Data excerpts —
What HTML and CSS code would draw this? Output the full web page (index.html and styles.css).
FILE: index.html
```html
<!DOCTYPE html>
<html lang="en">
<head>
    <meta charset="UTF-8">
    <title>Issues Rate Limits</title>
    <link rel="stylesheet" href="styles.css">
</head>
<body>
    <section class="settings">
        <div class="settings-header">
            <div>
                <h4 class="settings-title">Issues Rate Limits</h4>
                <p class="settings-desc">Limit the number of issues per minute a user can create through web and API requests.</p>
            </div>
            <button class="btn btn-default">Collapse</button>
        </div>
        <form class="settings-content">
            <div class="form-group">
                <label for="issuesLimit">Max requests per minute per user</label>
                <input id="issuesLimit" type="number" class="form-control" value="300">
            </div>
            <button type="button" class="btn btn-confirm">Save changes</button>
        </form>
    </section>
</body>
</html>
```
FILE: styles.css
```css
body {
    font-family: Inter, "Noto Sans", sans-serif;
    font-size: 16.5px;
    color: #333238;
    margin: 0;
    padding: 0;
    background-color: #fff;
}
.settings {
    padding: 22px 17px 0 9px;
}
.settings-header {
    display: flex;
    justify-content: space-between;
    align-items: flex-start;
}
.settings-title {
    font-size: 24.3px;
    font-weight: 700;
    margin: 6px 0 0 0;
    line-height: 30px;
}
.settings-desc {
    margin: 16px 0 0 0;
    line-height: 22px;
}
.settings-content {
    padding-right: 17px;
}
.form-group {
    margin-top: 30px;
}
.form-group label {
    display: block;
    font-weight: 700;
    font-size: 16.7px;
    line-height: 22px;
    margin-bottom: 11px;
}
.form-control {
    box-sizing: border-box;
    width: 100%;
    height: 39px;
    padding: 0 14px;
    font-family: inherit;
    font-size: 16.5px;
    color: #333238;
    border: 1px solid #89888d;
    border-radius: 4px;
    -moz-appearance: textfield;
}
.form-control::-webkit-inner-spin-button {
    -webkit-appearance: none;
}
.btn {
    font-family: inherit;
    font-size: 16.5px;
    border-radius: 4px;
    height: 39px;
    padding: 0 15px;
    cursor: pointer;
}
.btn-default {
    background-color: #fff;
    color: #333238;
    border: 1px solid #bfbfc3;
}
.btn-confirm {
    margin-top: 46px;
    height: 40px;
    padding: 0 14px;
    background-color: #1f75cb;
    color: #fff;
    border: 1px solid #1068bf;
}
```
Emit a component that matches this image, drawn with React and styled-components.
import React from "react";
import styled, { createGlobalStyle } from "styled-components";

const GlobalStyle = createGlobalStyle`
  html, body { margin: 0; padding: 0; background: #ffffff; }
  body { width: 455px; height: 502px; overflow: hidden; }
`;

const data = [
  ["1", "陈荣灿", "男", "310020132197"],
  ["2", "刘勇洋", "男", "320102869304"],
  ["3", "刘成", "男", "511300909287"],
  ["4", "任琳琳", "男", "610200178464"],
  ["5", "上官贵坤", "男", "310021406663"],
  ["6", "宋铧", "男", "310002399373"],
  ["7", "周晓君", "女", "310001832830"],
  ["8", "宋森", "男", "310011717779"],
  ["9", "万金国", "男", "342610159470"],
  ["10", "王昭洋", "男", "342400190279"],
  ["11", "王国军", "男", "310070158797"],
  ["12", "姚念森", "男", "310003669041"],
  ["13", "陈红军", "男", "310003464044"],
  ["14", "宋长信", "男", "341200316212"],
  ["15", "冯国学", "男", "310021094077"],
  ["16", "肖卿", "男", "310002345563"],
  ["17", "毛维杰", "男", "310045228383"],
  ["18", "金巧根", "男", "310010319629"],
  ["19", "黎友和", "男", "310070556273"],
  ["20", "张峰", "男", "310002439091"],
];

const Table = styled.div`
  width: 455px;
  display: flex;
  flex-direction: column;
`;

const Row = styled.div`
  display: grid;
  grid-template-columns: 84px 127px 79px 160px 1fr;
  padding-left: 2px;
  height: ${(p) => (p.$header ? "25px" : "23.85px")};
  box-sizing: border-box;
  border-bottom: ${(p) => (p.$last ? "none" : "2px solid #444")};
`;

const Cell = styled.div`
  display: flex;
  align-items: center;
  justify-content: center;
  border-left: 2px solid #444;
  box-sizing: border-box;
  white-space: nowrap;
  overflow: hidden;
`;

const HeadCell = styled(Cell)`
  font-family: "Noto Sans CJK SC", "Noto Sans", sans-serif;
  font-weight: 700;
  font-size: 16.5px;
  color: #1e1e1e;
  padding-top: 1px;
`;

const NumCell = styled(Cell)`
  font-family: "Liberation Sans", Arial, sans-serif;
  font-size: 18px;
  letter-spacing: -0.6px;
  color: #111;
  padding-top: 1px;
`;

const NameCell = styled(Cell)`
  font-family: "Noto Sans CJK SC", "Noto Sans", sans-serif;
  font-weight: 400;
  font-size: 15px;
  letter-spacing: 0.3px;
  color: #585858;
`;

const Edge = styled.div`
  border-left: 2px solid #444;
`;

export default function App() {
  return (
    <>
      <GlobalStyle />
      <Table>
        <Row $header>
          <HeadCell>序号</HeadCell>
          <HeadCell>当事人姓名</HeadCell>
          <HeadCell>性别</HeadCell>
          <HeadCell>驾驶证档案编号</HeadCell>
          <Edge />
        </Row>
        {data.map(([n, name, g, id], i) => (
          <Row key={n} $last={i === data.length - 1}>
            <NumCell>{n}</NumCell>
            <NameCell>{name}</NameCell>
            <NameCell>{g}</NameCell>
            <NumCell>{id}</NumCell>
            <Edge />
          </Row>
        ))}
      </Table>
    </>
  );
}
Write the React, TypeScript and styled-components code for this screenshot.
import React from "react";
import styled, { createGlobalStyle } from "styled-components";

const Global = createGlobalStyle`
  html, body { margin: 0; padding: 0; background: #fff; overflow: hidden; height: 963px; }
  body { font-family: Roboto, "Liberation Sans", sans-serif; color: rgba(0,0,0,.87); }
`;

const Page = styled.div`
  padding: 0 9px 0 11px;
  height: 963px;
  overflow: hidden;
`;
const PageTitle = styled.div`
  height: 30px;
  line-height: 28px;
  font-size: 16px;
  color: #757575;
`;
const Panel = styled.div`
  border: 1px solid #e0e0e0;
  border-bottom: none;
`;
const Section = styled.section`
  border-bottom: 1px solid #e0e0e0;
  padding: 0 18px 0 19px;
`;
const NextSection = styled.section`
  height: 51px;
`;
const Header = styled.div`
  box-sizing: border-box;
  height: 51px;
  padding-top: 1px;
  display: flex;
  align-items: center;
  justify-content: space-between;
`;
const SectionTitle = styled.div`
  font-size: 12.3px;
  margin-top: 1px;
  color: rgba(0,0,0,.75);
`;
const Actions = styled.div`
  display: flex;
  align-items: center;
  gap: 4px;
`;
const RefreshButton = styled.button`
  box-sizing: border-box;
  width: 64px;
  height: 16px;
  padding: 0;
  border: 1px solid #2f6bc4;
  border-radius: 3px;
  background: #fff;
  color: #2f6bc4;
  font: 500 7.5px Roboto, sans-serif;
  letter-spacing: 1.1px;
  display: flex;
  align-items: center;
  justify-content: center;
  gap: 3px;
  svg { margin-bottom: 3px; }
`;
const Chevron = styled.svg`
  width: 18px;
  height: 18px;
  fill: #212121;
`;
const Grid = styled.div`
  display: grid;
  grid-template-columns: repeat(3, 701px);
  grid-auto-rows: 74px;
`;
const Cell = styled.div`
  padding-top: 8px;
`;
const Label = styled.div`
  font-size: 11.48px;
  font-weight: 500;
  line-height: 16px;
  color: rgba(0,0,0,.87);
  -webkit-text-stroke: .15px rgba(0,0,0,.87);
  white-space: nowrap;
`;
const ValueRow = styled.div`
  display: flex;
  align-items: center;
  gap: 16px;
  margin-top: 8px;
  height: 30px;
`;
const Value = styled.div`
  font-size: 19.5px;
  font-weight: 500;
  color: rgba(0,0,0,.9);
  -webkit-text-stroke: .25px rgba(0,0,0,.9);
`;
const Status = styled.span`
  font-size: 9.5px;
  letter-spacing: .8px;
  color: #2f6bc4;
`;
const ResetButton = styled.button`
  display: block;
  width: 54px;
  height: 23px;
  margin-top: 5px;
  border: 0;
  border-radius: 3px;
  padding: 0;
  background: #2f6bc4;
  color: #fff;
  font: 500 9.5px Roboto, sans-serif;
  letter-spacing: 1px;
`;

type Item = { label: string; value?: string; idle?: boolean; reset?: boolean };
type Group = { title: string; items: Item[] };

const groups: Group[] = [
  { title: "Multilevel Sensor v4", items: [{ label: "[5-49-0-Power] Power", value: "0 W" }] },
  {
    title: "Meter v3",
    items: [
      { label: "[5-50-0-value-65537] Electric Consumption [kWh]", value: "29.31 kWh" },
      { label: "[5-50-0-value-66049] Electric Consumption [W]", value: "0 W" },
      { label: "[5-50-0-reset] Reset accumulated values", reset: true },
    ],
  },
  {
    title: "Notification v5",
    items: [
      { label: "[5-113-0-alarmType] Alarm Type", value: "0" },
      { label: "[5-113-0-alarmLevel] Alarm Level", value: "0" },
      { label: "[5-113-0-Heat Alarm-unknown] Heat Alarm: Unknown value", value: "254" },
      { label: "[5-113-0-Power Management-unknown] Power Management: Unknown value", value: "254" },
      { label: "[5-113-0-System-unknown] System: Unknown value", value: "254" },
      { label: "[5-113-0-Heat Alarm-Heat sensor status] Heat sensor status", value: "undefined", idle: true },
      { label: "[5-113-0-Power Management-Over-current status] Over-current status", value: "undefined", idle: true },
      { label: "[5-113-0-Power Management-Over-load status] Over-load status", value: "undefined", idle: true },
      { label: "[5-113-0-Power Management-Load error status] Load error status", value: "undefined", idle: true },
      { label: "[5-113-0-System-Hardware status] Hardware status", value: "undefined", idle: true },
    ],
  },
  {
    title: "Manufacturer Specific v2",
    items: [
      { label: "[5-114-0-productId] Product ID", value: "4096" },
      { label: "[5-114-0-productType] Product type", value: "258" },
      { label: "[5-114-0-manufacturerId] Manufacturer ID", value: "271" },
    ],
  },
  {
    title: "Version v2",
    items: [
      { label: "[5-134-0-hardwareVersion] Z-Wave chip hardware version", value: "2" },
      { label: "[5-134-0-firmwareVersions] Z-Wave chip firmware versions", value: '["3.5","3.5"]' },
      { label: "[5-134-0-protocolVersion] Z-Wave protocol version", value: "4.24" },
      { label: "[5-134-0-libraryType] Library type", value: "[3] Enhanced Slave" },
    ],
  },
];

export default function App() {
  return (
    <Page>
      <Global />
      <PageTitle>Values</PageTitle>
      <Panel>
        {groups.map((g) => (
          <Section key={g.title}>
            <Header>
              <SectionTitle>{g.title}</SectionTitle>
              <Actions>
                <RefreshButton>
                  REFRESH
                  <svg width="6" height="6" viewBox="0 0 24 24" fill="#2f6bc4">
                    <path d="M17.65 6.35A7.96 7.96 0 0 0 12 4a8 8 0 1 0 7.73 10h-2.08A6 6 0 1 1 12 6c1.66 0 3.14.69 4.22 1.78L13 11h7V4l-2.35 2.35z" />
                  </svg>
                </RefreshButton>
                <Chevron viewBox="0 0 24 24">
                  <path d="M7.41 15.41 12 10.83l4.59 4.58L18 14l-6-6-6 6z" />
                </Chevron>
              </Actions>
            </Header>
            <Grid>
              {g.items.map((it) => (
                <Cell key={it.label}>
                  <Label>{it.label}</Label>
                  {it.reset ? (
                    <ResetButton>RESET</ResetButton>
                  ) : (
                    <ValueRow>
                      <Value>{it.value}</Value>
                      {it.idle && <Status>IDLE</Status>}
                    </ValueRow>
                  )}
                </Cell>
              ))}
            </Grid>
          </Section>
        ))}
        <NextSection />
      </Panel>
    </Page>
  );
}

Task to carry out — Go through the records and pull out each line that includes the word "styles".

The reply —
What HTML and CSS code would draw this? Output the full web page (index.html and styles.css).
    <link rel="stylesheet" href="styles.css">
FILE: styles.css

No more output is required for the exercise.